Mike Makes Your Day VI
Epilog: Mike & Rosie
*If you're in your 30s or 40s and an occasional thought harkens back to those after school years when Mike "made your day," you may have wondered through the late 1980s and most of the '90s, whatever happened to Mike Douglas? Did he still live in Los Angeles? Did he still sing On a Wonderful Day Like Today? Was he in some kind of forced exile? After all, television has a way of being cruel to its pioneers and its waypavers.

In late 1996, Warner Brothers Television announced it would go against the grain of a decade of daytime trash talk and signed comedienne Rosie O'Donnell to a contract for a new daytime, entertainment-oriented hour to begin in June 1997. Rosie made no bones about the role model for her show. She used to go home after school and watch Mike Douglas (Merv, too...but, clearly, Mike made her day).
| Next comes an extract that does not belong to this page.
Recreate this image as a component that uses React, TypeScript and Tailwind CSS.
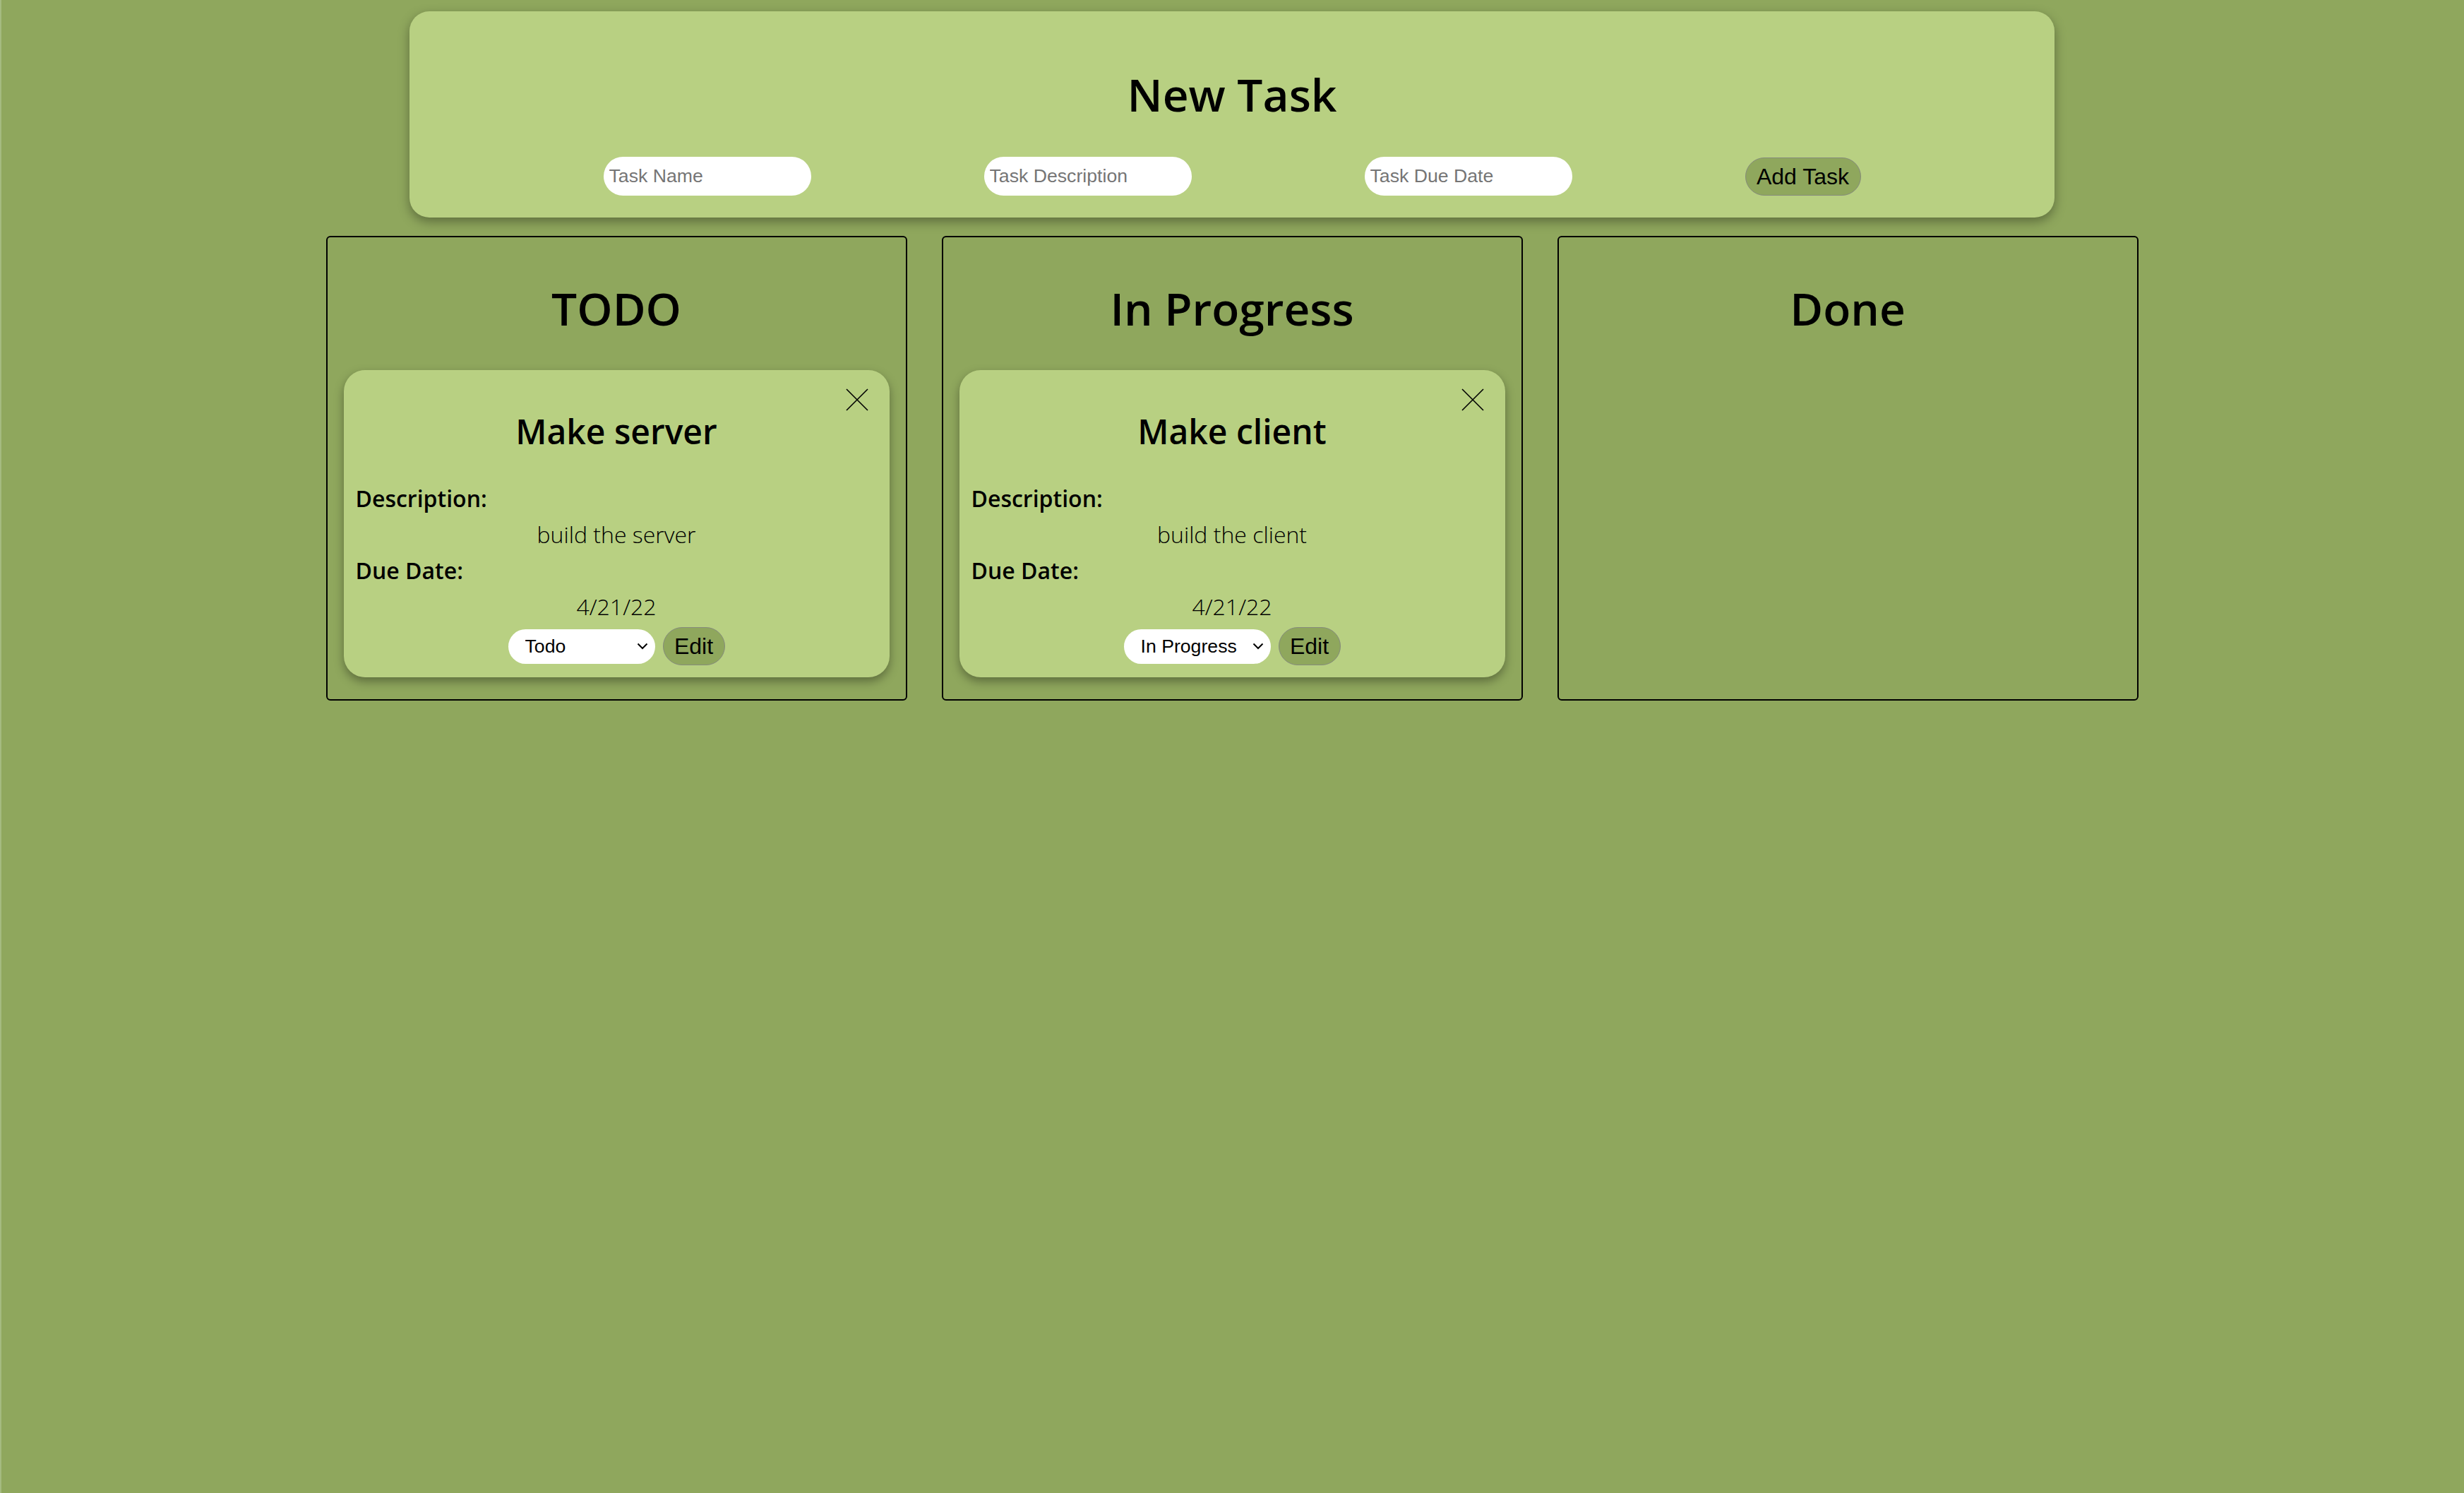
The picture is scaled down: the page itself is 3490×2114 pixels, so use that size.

Rosie didn't let her homage pass as merely lip service. On the first week of The Rosie O'Donnell Show, Rosie trotted out "the legendary Mike Douglas." For many viewers, this was their first glance at Mike in 15 years. He looked a youthful 72 with distinctively greying hair and a robust energy. The audience roared and rose to their feet. Mike smelled a setup, saying: "They don't know who I am."

Rosie fondly reminisced with Mike about his influence on her career. As if he hadn't missed a beat, Mike took Rosie center stage to sing, "You Make Me Feel So Young," as he would occasionally do on the old show. The pipes were still intact, even on the high notes he used to joke (on My Kind of Town) would make him believe he was experiencing a hernia. Mike definitely made our day.

In May 1998, Rosie brought back Mike yet again to another deafening roar from the audience, on the same day she was hosting the popular teen group Hanson. Mike talked about how Group W had erased the 1963 episode in which an unknown Barbra Streisand guested. He recalled receiving a call from Elvis Presley, telling Mike he had always enjoyed the Douglas show but just "blew up one day and shot the TV set out because I just couldn't take any more of that Robert Goulet singing." Said Rosie: "Does Robert Goulet know this?" Mike: "He does now." Mike brought down the house with a version of "Hello, Dolly," to the original lyrics "Hello, Rosie." Viewers are anticipating a 1999 return for Mike.

So, the "old guy" can still do it. The humor is still there. The talent remains. The songs are still as smooth as they were when they were coming on the bandstand with Kay Kyser in the 1940s.

Oddly enough, in the years when Mike was often dismissed by critics, one of his public supporters was the legend of sports, Howard Cosell. In his book, Cosell by Cosell, Howard wrote of the depth of preparation Mike made for Cosell's 1971 debut appearance on the Philadelphia show. Mike went to the extent of asking Howard why he refused to do the ball scores on the day of Robert F. Kennedy's death. A pleasantly surprised Cosell said: "Boy, Mike, you're prepared for this interview!"

In the medium's almost vulgar attention on the younger demographic, the genuine talents of television's fun years have almost been ostracized. We remember those years fondly because they were a product of our innocence, a category young people have far too little of at the end of this millenium. We cherish the memories of those afternoons with Mike because he brought on people who knew how to entertain us without uttering four-letter words, injecting sexual innuendo or bodily- function humor, or desensitizing our sense of shame or shock. Mike was somewhat of a father figure for many of us, only he was a father who could sing and converse with a sense of humor. We find ourselves wistful that our children will never experience those memories (though Rosie is trying hard to fill the gap) because their world of entertainment often revolves around the next sex joke.

The book Total Television suggests Mike was "one of television's most durable talk show hosts." He was far more than that. His albums never sold like Sinatra's. His interviews were never rated alongside Cavett's or Donahue's. He never had a chance to make it in prime time. But Mike's time was prime time for us. If Tony Bennett can become the darling of the MTV crowd, if swing music can come back as "retroswing" and if Bob Barker can continue into the new century, surely some cable network, somewhere, can find a place for Mike Douglas. He might just make our day one more time.